El viajero de Praga, de Javier Vásconez (Pre-Textos) | por Juan Jiménez García

Javier Vásconez | El viajero de Praga

Josef Kronz abandona Praga. Josef Kronz como Josef K. K. como Kafka. Praga como estado de ánimo. Del espíritu, diríamos. Y nada más. Un lugar para abandonar. No para llegar a ella, no para estar en ella, sino para partir. Kronz piensa que después de los cuarenta años todos somos un poco fantasmas. Sí. Él desde luego. También yo. Y otros. Todos. Como dice: un poco. Tras dejar aquella Checoslovaquia comunista aprovechando una oportunidad del destino, acaba en Barcelona. Luego más allá. En un país de nombre abstracto: Ecuador. Como Javier Vásconez, escritor. Entonces: todo está ahí. Hasta llegar a ese verano de calma y destrucción. Y no es fácil llegar hasta ahí. En la escritura del escritor ecuatoriano, la forma se confunde con el fondo. El fondo con su protagonista. El viaje se convierte en un todo. Salir de ningún lugar para llegar a ninguna parte. El viajero de Praga es un viajero eterno. El viaje empezó sin él y acabará sin él. Él transita. Por la tristeza. Por la impotencia. Entre las dudas y las intuiciones.

Para alguien que transita, todo es transitorio. Cuando conoce a Violeta, enfermera al cuidado de una mujer y sus historia, sabe que la va a perder. Y la pierde. Y luego vuelve a encontrarla. Y en ese encuentro, ya está también la pérdida. Todo son lugares de paso. También la vida. La vida más que ninguno. Cree que el amor disminuye el horror de la espera, pero es solo eso, una creencia más, aunque Kronz no tenga muchas. Se entrega a todo desapasionadamente. Con el miedo por los compromisos. Acepta cualquier cosa, cualquier confusión. Cuando intenta arreglar alguna cosa, con un poco de convicción, entra en laberintos burocráticos o humanos, convertido en un K. más.

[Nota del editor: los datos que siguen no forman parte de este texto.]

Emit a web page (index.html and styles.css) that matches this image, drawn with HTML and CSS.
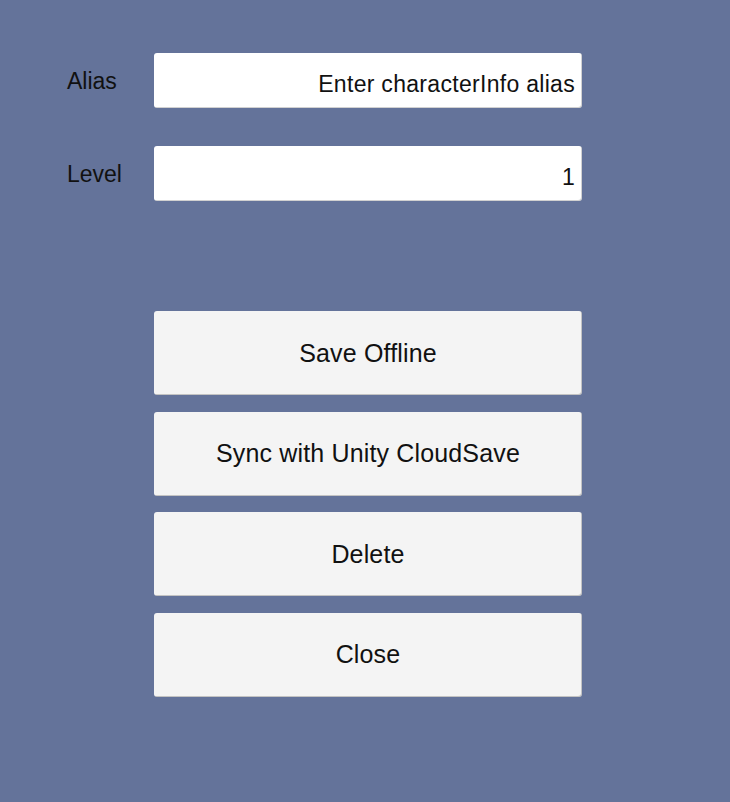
FILE: index.html
```html
<!DOCTYPE html>
<html>
<head>
<meta charset="utf-8">
<link rel="stylesheet" href="styles.css">
</head>
<body>
<div class="panel">
  <div class="field-row">
    <label class="field-label">Alias</label>
    <div class="field-input placeholder">Enter characterInfo alias</div>
  </div>
  <div class="field-row">
    <label class="field-label">Level</label>
    <div class="field-input">1</div>
  </div>
  <div class="actions">
    <button class="action-btn">Save Offline</button>
    <button class="action-btn">Sync with Unity CloudSave</button>
    <button class="action-btn">Delete</button>
    <button class="action-btn">Close</button>
  </div>
</div>
</body>
</html>
```
FILE: styles.css
```css
html, body {
  margin: 0;
  padding: 0;
  width: 730px;
  height: 802px;
  background: #64739a;
  font-family: "Liberation Sans", Arial, sans-serif;
  overflow: hidden;
}

.panel {
  padding-top: 53px;
  padding-left: 67px;
  display: flex;
  flex-direction: column;
}

.field-row {
  display: flex;
  align-items: center;
  height: 55px;
  margin-bottom: 38px;
}

.field-label {
  width: 87px;
  font-size: 23px;
  line-height: 26px;
  color: #111;
}

.field-input {
  box-sizing: border-box;
  width: 428px;
  height: 55px;
  background: #ffffff;
  border-radius: 3px;
  box-shadow: inset -1px -1px 0 rgba(0, 0, 0, 0.18);
  display: flex;
  align-items: center;
  justify-content: flex-end;
  padding: 8px 7px 0 0;
  font-size: 23px;
  letter-spacing: 0.3px;
  color: #111;
}

.actions {
  margin-top: 72px;
  margin-left: 87px;
  display: flex;
  flex-direction: column;
  gap: 16.5px;
}

.action-btn {
  box-sizing: border-box;
  width: 428px;
  height: 84px;
  background: #f4f4f4;
  border: none;
  border-radius: 3px;
  box-shadow: inset -1px -1px 0 rgba(0, 0, 0, 0.2);
  font-family: "Liberation Sans", Arial, sans-serif;
  font-size: 25px;
  letter-spacing: 0.15px;
  color: #111;
  padding: 0;
  text-align: center;
}
```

Le gustaría que todo fuera un largo silencio, pero rara vez es así. Dice que los perros se parecen a sus amos y que por eso le gustan los gatos, como Elmer. Pero él es Elmer, gato, por el que siente envidia y admiración. Todo pasado es, en buena medida, una invención. No existe. Es producto de nuestras confusiones, de nuestras equivocaciones. En él, como en toda buena mentira, como en toda mentira creíble, hay algo de verdad. Algo cierto. Después de todo, su madre se lanzó desde aquel puente. Fue su manera de huir. La del doctor Kronz es el viaje. Todo largo silencio implica una aceptación de la soledad. Él la acepta.

Como sus recuerdos, su vida es una sucesión de fragmentos. Es médico sin pretender ser médico. Es veterinario porque es médico. Se mete en asuntos turbios porque estos están ahí y él no rechaza nada. Intenta resolver otros asuntos turbios de los que nadie le pidió nada, y se encuentra con otro castillo (y Praga está lejos, tan lejos). Quiere amar a Violeta y, después de todo, esta acaba convertida en otro montón de fragmentos: el olor de su cabello recién lavado a coco es uno de ellos. Cómo acabar lo que no ha tenido un principio. Juan Villoro escribió el prólogo. En él habla de nosotros cruzando una frontera al leer el libro. Para alcanzar la orilla, la arriesgada orilla de Javier Vásconez. Sí.